The Chetna Coalition is a network of brands, suppliers, and producers with a mutual interest in collaboration on organic cotton growing. Chetna Coalition´s primary level of impact is economic sustainability, with a focus on the drivers of shared value. The top priority is to secure and improve the economic sustainability of the Farmer Producer Organization and the raw material producer community growing the cotton. By communicating the demand, through pre-booking and prepaying of cotton, to the farmers within Chetna Organic, the farmers get the possibility to plan their farming and secure their income. Through our purchase of organic cotton via Chetna Organic we also support the work of Fairtrade foundation.
We joined the program, Sağ Salim, during 2020, aiming to increase transparency in the part of the supply chain not known to most brands, the cotton farmers.
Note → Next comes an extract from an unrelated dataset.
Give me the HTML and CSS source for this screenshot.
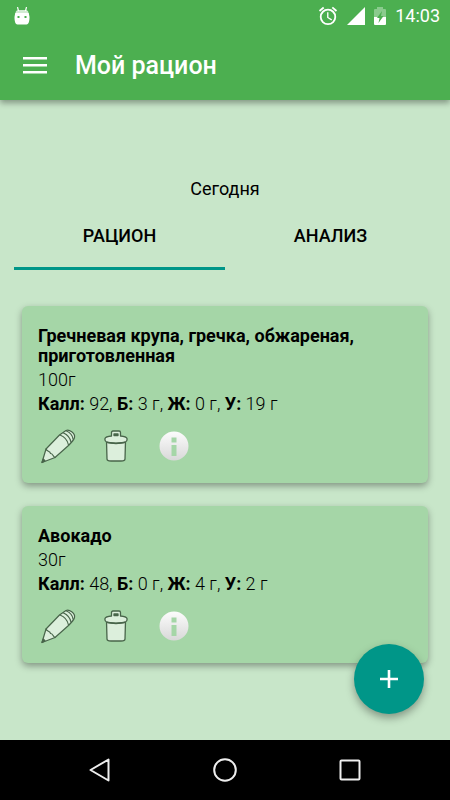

The program was initiated by our main fabric supplier and another denim brand and the purpose is to create a grievance channel and capacity building program for cotton farmers, cotton pickers, and agricultural workers in Turkey.
By growing organic and Fairtrade certified cotton, farmers can actually sell their cotton at a higher price than the global market price for conventional cotton. By selling cotton as Fairtrade, the farmers receive a Fairtrade Premium, to invest in their communities, building schools, roads, and health care facilities. The premium is paid with license fees from sold Fairtrade garments. Of the organic cotton we use, the cotton sourced from Chetna Coalition is also Fairtrade certified. This means we have both the positive aspects of organic cotton and the Fairtrade system that guarantees fair working conditions and correct payment to the farmers for their cotton.